We hope you're loving the love sause of American Dad!
If not, why not have some Law & Order on USA.
Or Law & Order on TNT.
Or maybe Law & Order on Bravo.
That's some genius programming right there.
[adult swim] bump, 2005
  • In a weird sense, The Weather Channel has gotten absolutely hooked on Discovery-style reality shows about roughnecks doing blue-collar jobs, such as Iceberg Hunters, Iron Men, Pyros, Reef Wranglers, and a new show about mining, many of which have very little if anything to do with weather.
  • Friday Night Lights was adored by NBC (as well as viewers), which constantly saved it from cancellation.
  • For Virgin customers they introduced CBS Drama and, as of 2014, literally all that is on is Judge Judy. Despite all adverts showing Dallas as the show.
  • Cloo (an NBC-owned cable channel for crime shows) seems to exist for the sole reason of airing reruns of Burn Notice.
  • AMC seems to unable to shut up about Small Town Security.
    • Same for Low Winter Sun. With the added hype surrounding the last episodes of the final season of Breaking Bad, AMC opted to try to draw interest to their new show by airing it immediately after Bad, which has seen its highest ratings ever. This would normally be a smart practice, but the problem is that AMC hyped LWS to absurd degrees, billed it as the new Breaking Bad, constantly promoted the show in every other advertisement, and gave the show half an hour of commercial-free interruption (which of course, Breaking Bad does not benefit from). The most absurd move was forcing viewers to wait over half an hour for the pilot of LWS to get a promo for the next episode of Bad which was not even 30 seconds long. And the hype didn't even work; LWS was canceled after one season.

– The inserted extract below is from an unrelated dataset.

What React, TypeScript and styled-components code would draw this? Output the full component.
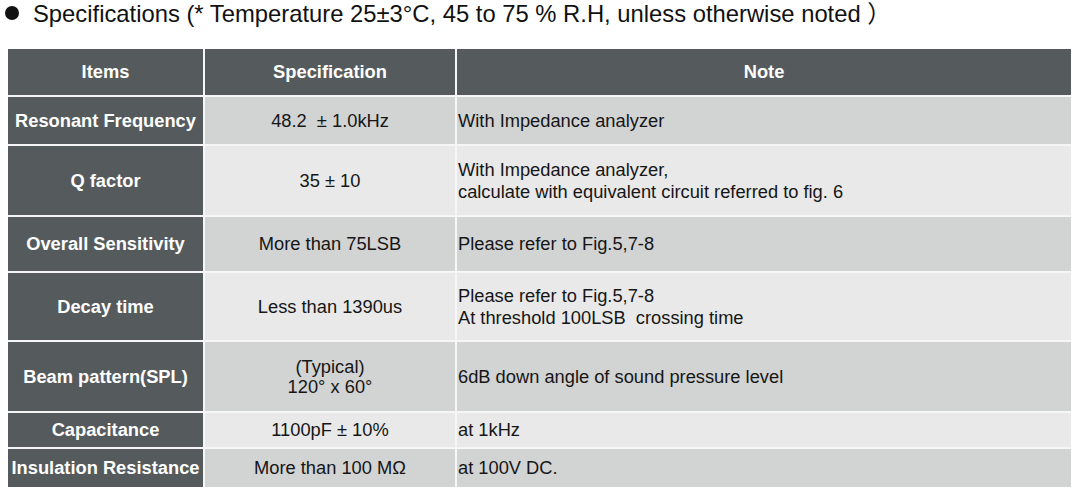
import React from "react";
import styled, { createGlobalStyle } from "styled-components";

const Global = createGlobalStyle`
  html, body { margin: 0; padding: 0; background: #ffffff; }
  body { font-family: "Liberation Sans", Arial, "Noto Sans CJK SC", sans-serif; color: #111; }
`;

const Page = styled.div`
  width: 1080px;
  height: 504px;
  box-sizing: border-box;
  padding: 0 9px 0 8px;
  display: flex;
  flex-direction: column;
`;

const Title = styled.div`
  display: flex;
  align-items: center;
  gap: 14px;
  height: 26px;
  margin-bottom: 23px;
  font-size: 23.8px;
  color: #111;
  white-space: nowrap;
  font-family: "Liberation Sans", Arial, "Noto Sans CJK SC", sans-serif;
`;

const TitleText = styled.span`
  display: block;
  line-height: 26px;
  padding-top: 1px;
`;

const Bullet = styled.span`
  width: 14px;
  height: 14px;
  border-radius: 50%;
  background: #111;
  margin-left: -3px;
  flex: none;
`;

const Table = styled.div`
  display: grid;
  grid-template-columns: 195px 250px 1fr;
  grid-template-rows: 46px 47px 69px 54px 67px 69px 34px 38px;
  gap: 2px;
  background: #f6f6f6;
`;

const Head = styled.div`
  background: #555b5d;
  color: #fff;
  font-weight: bold;
  font-size: 18.3px;
  display: flex;
  align-items: center;
  justify-content: center;
`;

const Item = styled.div`
  background: #555b5d;
  color: #fff;
  font-weight: bold;
  font-size: 18.3px;
  display: flex;
  align-items: center;
  justify-content: center;
  text-align: center;
  white-space: nowrap;
`;

const Cell = styled.div<{ $shade: boolean; $center?: boolean }>`
  background: ${(p) => (p.$shade ? "#d2d3d3" : "#e9e9e9")};
  color: #161616;
  font-size: 18.3px;
  line-height: ${(p) => (p.$center ? "20px" : "22px")};
  display: flex;
  flex-direction: column;
  justify-content: center;
  align-items: ${(p) => (p.$center ? "center" : "flex-start")};
  text-align: ${(p) => (p.$center ? "center" : "left")};
  padding-left: ${(p) => (p.$center ? "0" : "1px")};
  white-space: nowrap;
`;

const rows: { item: string; spec: string[]; note: string[] }[] = [
  { item: "Resonant Frequency", spec: ["48.2\u00a0\u00a0± 1.0kHz"], note: ["With Impedance analyzer"] },
  {
    item: "Q factor",
    spec: ["35 ± 10"],
    note: ["With Impedance analyzer,", "calculate with equivalent circuit referred to fig. 6"],
  },
  { item: "Overall Sensitivity", spec: ["More than 75LSB"], note: ["Please refer to Fig.5,7-8"] },
  {
    item: "Decay time",
    spec: ["Less than 1390us"],
    note: ["Please refer to Fig.5,7-8", "At threshold 100LSB\u00a0\u00a0crossing time"],
  },
  { item: "Beam pattern(SPL)", spec: ["(Typical)", "120° x 60°"], note: ["6dB down angle of sound pressure level"] },
  { item: "Capacitance", spec: ["1100pF ± 10%"], note: ["at 1kHz"] },
  { item: "Insulation Resistance", spec: ["More than 100 MΩ"], note: ["at 100V DC."] },
];

export default function App() {
  return (
    <>
      <Global />
      <Page>
        <Title>
          <Bullet />
          <TitleText>Specifications (* Temperature 25±3°C, 45 to 75 % R.H, unless otherwise noted ）</TitleText>
        </Title>
        <Table>
          <Head>Items</Head>
          <Head>Specification</Head>
          <Head>Note</Head>
          {rows.map((r, i) => (
            <React.Fragment key={r.item}>
              <Item>{r.item}</Item>
              <Cell $shade={i % 2 === 0} $center>
                {r.spec.map((s) => (
                  <span key={s}>{s}</span>
                ))}
              </Cell>
              <Cell $shade={i % 2 === 0}>
                {r.note.map((n) => (
                  <span key={n}>{n}</span>
                ))}
              </Cell>
            </React.Fragment>
          ))}
        </Table>
      </Page>
    </>
  );
}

  • National Geographic Channel spinoff, and Animal Planet rival, Nat Geo Wild likes to run Incredible Dr. Pol (or just vet shows period) and Cesar Milan shows a lot. Despite his controversial nature, Cesar has at least two different shows—Ceasar 911 and Dog Whisperer - that air frequently. Unlike Animal Planet though, the channel does still air documentaries often (Again, they seem to enjoy specific animals more than others, such as lions and tigers).
  • More4 loves Time Team. At least two hours a day, every day regardless of what else is in the schedule.
  • British kids channel Kix (later renamed as Pop Max) loves Power Rangers so much that they named their now-defunct second channel (Kix Power) in its honour, and that channel's first six weeks' schedules were non-stop Power Rangers. Nothing else.
  • The BBC is practically married to Dad's Army. It finished in 1977, and it seems there hasn't been a week since that it hasn't been in the schedule.
  • Likewise, Channel 4 and/or More4 always seem to have Father Ted somewhere in their schedules.
  • Gold and Only Fools and Horses. There will be at minimum one or two episodes a day. On the most extreme days? What seems like nonstop episodes from about dawn to dusk, to the point you could probably use the channel as an alternative to the DVD box set.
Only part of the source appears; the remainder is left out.